Un point de vue partagé par Thomas Brilland, ingénieur sobriété numérique à l’Ademe. “Avec l’arrivée de l’IA générative, nous sommes entrés dans un autre monde”, réagit-il. Pour expliquer ce retard quant à la mesure de l’empreinte de l’IA générative, ce spécialiste avance aussi que le “manque de transparence des acteurs principaux empêche l’accès aux données essentielles (par exemple, la consommation d’énergie par requête)”. Même si cette technologie est “récente et complexe”, les “méthodologies de mesure existent”, à l’image du référentiel IA Frugale de l’Afnor qui donne des premières pistes.

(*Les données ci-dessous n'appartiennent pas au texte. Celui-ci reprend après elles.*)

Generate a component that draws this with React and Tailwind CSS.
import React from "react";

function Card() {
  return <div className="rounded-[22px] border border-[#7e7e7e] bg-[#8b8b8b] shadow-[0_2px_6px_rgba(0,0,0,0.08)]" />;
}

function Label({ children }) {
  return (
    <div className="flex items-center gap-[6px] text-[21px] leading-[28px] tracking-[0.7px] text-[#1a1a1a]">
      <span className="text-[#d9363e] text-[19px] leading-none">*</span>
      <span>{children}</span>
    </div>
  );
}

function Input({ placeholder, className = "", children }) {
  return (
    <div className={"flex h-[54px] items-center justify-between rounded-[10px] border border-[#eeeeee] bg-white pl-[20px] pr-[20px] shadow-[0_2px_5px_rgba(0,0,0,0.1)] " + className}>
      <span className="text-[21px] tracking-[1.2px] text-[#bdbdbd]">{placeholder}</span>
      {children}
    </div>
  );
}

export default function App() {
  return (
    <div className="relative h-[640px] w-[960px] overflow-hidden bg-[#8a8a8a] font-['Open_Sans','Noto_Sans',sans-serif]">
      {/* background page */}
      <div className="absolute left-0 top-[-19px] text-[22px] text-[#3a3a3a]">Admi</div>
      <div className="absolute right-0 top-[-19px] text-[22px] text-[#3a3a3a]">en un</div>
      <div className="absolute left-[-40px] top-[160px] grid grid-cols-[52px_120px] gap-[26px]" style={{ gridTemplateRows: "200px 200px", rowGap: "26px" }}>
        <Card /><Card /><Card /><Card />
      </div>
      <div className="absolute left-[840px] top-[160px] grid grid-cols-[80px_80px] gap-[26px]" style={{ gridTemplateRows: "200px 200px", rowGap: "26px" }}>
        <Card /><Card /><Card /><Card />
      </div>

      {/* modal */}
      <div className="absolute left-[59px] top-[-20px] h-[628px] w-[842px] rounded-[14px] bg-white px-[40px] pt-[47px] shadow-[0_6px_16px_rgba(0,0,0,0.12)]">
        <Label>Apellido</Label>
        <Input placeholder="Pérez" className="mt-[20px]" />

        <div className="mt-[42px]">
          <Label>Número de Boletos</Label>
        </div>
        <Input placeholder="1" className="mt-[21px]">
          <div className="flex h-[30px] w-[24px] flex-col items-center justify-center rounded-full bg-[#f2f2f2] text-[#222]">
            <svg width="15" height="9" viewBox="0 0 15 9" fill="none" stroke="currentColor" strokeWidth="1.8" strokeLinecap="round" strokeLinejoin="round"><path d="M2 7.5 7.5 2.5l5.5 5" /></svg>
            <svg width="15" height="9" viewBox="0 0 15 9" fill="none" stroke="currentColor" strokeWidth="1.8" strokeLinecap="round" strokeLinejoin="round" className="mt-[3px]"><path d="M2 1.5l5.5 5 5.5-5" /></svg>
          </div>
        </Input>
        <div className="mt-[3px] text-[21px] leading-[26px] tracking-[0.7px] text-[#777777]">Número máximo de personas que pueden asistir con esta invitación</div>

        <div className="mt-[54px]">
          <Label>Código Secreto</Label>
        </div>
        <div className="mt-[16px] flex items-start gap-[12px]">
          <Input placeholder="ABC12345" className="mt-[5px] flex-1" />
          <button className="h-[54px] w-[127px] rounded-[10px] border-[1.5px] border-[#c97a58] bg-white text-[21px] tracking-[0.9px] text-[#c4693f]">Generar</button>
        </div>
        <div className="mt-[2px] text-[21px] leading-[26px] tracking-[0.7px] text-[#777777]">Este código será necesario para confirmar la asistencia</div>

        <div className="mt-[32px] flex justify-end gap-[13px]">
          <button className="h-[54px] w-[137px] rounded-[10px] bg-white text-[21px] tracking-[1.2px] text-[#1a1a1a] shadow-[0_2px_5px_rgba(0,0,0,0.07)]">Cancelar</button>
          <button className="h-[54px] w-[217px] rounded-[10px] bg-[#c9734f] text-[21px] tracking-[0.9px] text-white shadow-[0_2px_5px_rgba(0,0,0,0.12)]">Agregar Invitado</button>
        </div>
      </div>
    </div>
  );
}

Une IA durable est-elle possible ?
Mais est-ce que les gains apportés par l’IA valent vraiment le coup ? Selon les spécialistes de l’IA, la prochaine réflexion que les entreprises devront mener sera de mettre en balance l’usage de l’IA et les bénéfices qu’elles peuvent en tirer, face aux coûts économiques, environnementaux et sociétaux. Mais ce cheminement intellectuel est encore loin d’être réalisé par toutes les sociétés, au risque d’accentuer la crise climatique. C’est notamment le cas pour ExxonMobil, qui a annoncé pouvoir produire 50 000 barils de pétrole de schiste supplémentaires par jour grâce à une amélioration des techniques d’extraction par l’IA.

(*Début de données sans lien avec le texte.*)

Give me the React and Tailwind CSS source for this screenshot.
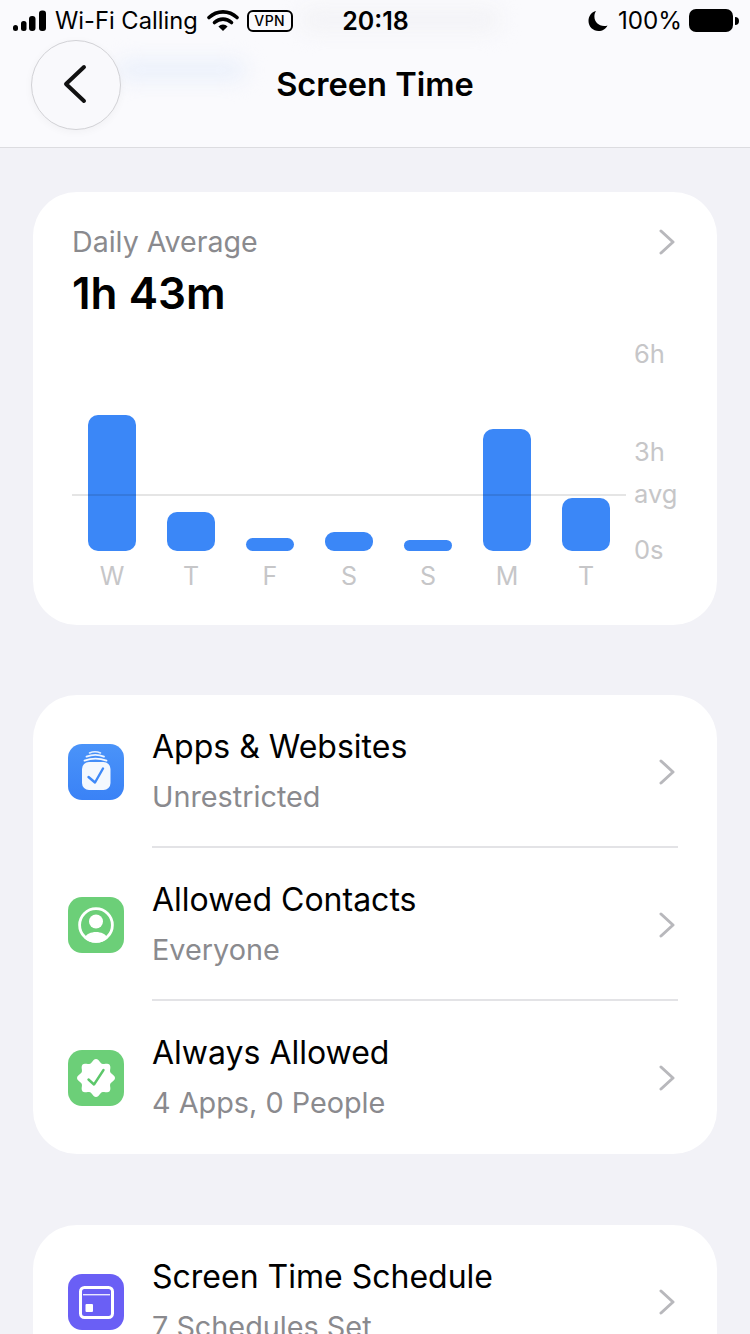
import React from 'react';

const FONT = 'font-["Inter","Liberation_Sans",sans-serif]';

const bars = [
  { day: 'W', height: 'h-[136px]', radius: 'rounded-[10px]' },
  { day: 'T', height: 'h-[39px]', radius: 'rounded-[10px]' },
  { day: 'F', height: 'h-[13px]', radius: 'rounded-[6.5px]' },
  { day: 'S', height: 'h-[19px]', radius: 'rounded-[9px]' },
  { day: 'S', height: 'h-[11px]', radius: 'rounded-[5.5px]' },
  { day: 'M', height: 'h-[122px]', radius: 'rounded-[10px]' },
  { day: 'T', height: 'h-[53px]', radius: 'rounded-[10px]' },
];

const badgePoints = () => {
  const pts = [];
  for (let i = 0; i < 96; i++) {
    const a = (i / 96) * Math.PI * 2;
    const r = 17.2 + 1.8 * Math.cos(a * 8);
    pts.push(`${(28 + r * Math.sin(a)).toFixed(2)},${(28 - r * Math.cos(a)).toFixed(2)}`);
  }
  return pts.join(' ');
};

const AppsIcon = () => (
  <svg width="56" height="56" viewBox="0 0 56 56">
    <defs>
      <linearGradient id="appsBg" x1="0" y1="0" x2="0" y2="1">
        <stop offset="0" stopColor="#4a93f9" />
        <stop offset="1" stopColor="#3a82f6" />
      </linearGradient>
    </defs>
    <rect width="56" height="56" rx="14" fill="url(#appsBg)" />
    <path d="M21.5 9Q27 6.4 32.5 9" fill="none" stroke="#fff" strokeWidth="1.6" strokeLinecap="round" opacity="0.85" />
    <path d="M18.5 12.6Q27.5 9.2 36 12.6" fill="none" stroke="#fff" strokeWidth="1.8" strokeLinecap="round" opacity="0.9" />
    <path d="M16.5 16.6Q27.5 12.6 38.5 16.6" fill="none" stroke="#fff" strokeWidth="1.8" strokeLinecap="round" opacity="0.95" />
    <rect x="14" y="18" width="28.5" height="28" rx="7" fill="#f4f8fe" />
    <path d="M20.5 33l6.5 5.5L35 24.5" fill="none" stroke="#3f89f8" strokeWidth="2.4" strokeLinecap="round" strokeLinejoin="round" />
  </svg>
);

const ContactsIcon = () => (
  <svg width="56" height="56" viewBox="0 0 56 56">
    <rect width="56" height="56" rx="14" fill="#6ccf78" />
    <circle cx="28" cy="28" r="16.4" fill="none" stroke="#fff" strokeWidth="2.8" />
    <circle cx="28" cy="24.5" r="7" fill="#fff" />
    <path d="M16 41C18.5 37 23 35 28 35C33 35 37.5 37 40 41C37 44 33 45.8 28 45.8C23 45.8 19 44 16 41Z" fill="#fff" />
  </svg>
);

const AllowedIcon = () => (
  <svg width="56" height="56" viewBox="0 0 56 56">
    <rect width="56" height="56" rx="14" fill="#6ccf78" />
    <polygon points={badgePoints()} fill="#fff" />
    <path d="M20.5 29.5l5.5 5L35.5 20" fill="none" stroke="#5cc76a" strokeWidth="2.4" strokeLinecap="round" strokeLinejoin="round" />
  </svg>
);

const ScheduleIcon = () => (
  <svg width="56" height="56" viewBox="0 0 56 56">
    <rect width="56" height="56" rx="14" fill="#6a5ff5" />
    <rect x="12.5" y="13.5" width="32" height="30" rx="4" fill="none" stroke="#fff" strokeWidth="3" />
    <rect x="15" y="20" width="27" height="1.4" fill="#e9e7ff" />
    <rect x="17.5" y="30" width="7.5" height="8" rx="1" fill="#fff" />
  </svg>
);

const Chevron = () => (
  <svg width="18" height="26" viewBox="0 0 18 26" fill="none" className="shrink-0 -translate-x-[1px]">
    <path d="M2 2l12 11L2 24" stroke="#b8b8bc" strokeWidth="3" strokeLinecap="round" strokeLinejoin="round" />
  </svg>
);

const StatusBar = () => (
  <div className="grid grid-cols-[1fr_auto_1fr] items-center h-[42px] pl-[13px] pr-[11px] text-black">
    <div className="flex items-center">
      <svg width="34" height="22" viewBox="0 0 34 22" fill="#000">
        <rect x="0" y="15" width="5" height="6" rx="2.5" />
        <rect x="8" y="11" width="5.5" height="10" rx="2.5" />
        <rect x="16" y="6" width="6.5" height="15" rx="3" />
        <rect x="26" y="0.5" width="7" height="20.5" rx="3" />
      </svg>
      <span className="ml-[8px] text-[23.7px] leading-none whitespace-nowrap">Wi-Fi Calling</span>
      <svg width="32" height="24" viewBox="0 0 32 24" className="ml-[9px]" fill="none" stroke="#000" strokeWidth="3.6" strokeLinecap="round">
        <path d="M2 8.5C10 1 22 1 30 8.5" />
        <path d="M7.5 13.5C12.5 9 19.5 9 24.5 13.5" />
        <path d="M16 22l-4.6-4.6a6.5 6.5 0 0 1 9.2 0Z" fill="#000" stroke="none" />
      </svg>
      <div className="ml-[8px] flex items-center justify-center w-[46px] h-[22px] border-2 border-black rounded-[6px] text-[14px] font-medium leading-none tracking-[0.5px]">
        VPN
      </div>
    </div>
    <div className="text-[25px] font-semibold leading-none -ml-[1px]">20:18</div>
    <div className="flex items-center justify-end">
      <svg width="20" height="22" viewBox="0 0 20 22" fill="#000">
        <path d="M8 1C3.5 2.2 0.5 6 0.5 11c0 5.8 4.6 10 10 10 4 0 7.4-2.2 9-5.6-1 .4-2 .6-3.3.6C10.5 16 6.4 11.8 6.4 6.6 6.4 4.4 7 2.6 8 1Z" />
      </svg>
      <span className="ml-[10px] text-[24.2px] leading-none">100%</span>
      <div className="ml-[7px] w-[44px] h-[23px] bg-black rounded-[7px]" />
      <div className="ml-[2px] w-[4px] h-[8px] bg-black rounded-r-full" />
    </div>
  </div>
);

const Header = () => (
  <header className="relative h-[148px] bg-[#fafafd] border-b border-[#dcdce0] overflow-hidden">
    <div className="absolute left-[116px] top-[60px] w-[130px] h-[20px] bg-[#eaf0fb] rounded-full blur-[10px]" />
    <div className="absolute left-[300px] top-[8px] w-[200px] h-[24px] bg-[#f3f3f6] rounded-full blur-[10px]" />
    <div className="relative">
      <StatusBar />
      <h1 className="text-center text-[32.6px] leading-none font-semibold text-black mt-[26px]">Screen Time</h1>
    </div>
    <button className="absolute left-[31px] top-[40px] w-[90px] h-[90px] rounded-full border border-[#d2d2d6] bg-[#f9f9fc] shadow-[0_2px_8px_rgba(0,0,0,0.04)] flex items-center justify-center">
      <svg width="26" height="40" viewBox="0 0 26 40" fill="none" className="-ml-[2px] -mt-[2px]">
        <path d="M22 3L4 20l18 17" stroke="#111" strokeWidth="4" strokeLinecap="round" strokeLinejoin="round" />
      </svg>
    </button>
  </header>
);

const UsageCard = () => (
  <section className="bg-white rounded-[44px] h-[433px] pl-[39px] pr-[39px] pt-[34px]">
    <div className="flex items-center justify-between h-[32px]">
      <span className="text-[28.6px] leading-none text-[#8a8a8e]">Daily Average</span>
      <Chevron />
    </div>
    <div className="text-[44px] leading-none font-semibold text-black mt-[13px]">1h 43m</div>
    <div className="relative flex mt-[22px]">
      <div className="w-[554px] shrink-0">
        <div className="flex items-end justify-between pl-[16px] pr-[16px] h-[214px]">
          {bars.map((bar, i) => (
            <div key={i} className={`w-[48px] bg-[#3b87f7] ${bar.height} ${bar.radius}`} />
          ))}
        </div>
        <div className="flex justify-between pl-[16px] pr-[16px] mt-[11px]">
          {bars.map((bar, i) => (
            <span key={i} className="w-[48px] text-center text-[25px] leading-[28px] text-[#c6c6c8]">{bar.day}</span>
          ))}
        </div>
      </div>
      <div className="flex flex-col ml-[8px] text-[25.5px] leading-[28px] text-[#c6c6c8]">
        <span className="mt-[3px]">6h</span>
        <span className="mt-[70px]">3h</span>
        <span className="mt-[14px]">avg</span>
        <span className="mt-[28px]">0s</span>
      </div>
      <div className="absolute left-0 top-[157px] w-[554px] h-[2px] bg-black/10" />
    </div>
  </section>
);

const Row = ({ icon, title, subtitle, divider }) => (
  <div className="flex items-center h-[153px] pl-[35px] relative">
    <div className="shrink-0 w-[56px] h-[56px]">{icon}</div>
    <div className="ml-[28px] flex-1">
      <div className="text-[32px] leading-none text-black">{title}</div>
      <div className="text-[28.8px] leading-none text-[#8a8a8e] mt-[20px] whitespace-nowrap">{subtitle}</div>
    </div>
    <div className="pr-[39px]"><Chevron /></div>
    {divider && <div className="absolute left-[119px] right-[39px] bottom-0 h-[2px] bg-[#e3e3e6]" />}
  </div>
);

export default function App() {
  return (
    <div className={`w-[750px] h-[1334px] overflow-hidden bg-[#f2f2f7] ${FONT}`}>
      <Header />
      <main className="px-[33px] pt-[44px] flex flex-col">
        <UsageCard />
        <section className="bg-white rounded-[44px] mt-[70px]">
          <Row icon={<AppsIcon />} title="Apps & Websites" subtitle="Unrestricted" divider />
          <Row icon={<ContactsIcon />} title="Allowed Contacts" subtitle="Everyone" divider />
          <Row icon={<AllowedIcon />} title="Always Allowed" subtitle="4 Apps, 0 People" />
        </section>
        <section className="bg-white rounded-[44px] mt-[71px]">
          <Row icon={<ScheduleIcon />} title="Screen Time Schedule" subtitle="7 Schedules Set" />
        </section>
      </main>
    </div>
  );
}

Or, de plus en plus de voix s’élèvent pour un meilleur encadrement des usages de l’IA. Hasard du calendrier, l’Artificial Intelligence Act (IA Act), adopté cet été par la Commission européenne, entre en vigueur ce lundi 3 février, “pour garantir aux Européens qu’ils peuvent faire confiance à ce que l’IA a à offrir”, note ainsi la Commission européenne sur son site. Plus clairement, il s’agit d’encadrer les dérives potentielles de l’IA et “son développement complètement déraisonné”, souligne le coprésident de Data for Good. “L’IA Act est un premier pas dans le bon sens, que nous pouvons saluer, même si cette première étape reste encore assez imparfaite, notamment sur le volet environnemental”, précise-t-il.
Un volet qui pourrait être très bientôt abordé lors du prochain sommet de Paris sur l’IA qui doit se tenir au Grand Paris, les 10 et 11 février. La déclaration signée à l’issue de cette rencontre “inclura un certain nombre de sujets qui n’ont jamais été abordés à cette échelle, et en particulier la soutenabilité environnementale des technologies relatives à l’intelligence artificielle”, a confié le ministre des Affaires étrangères Jean-Noël Barrot au micro de France Inter.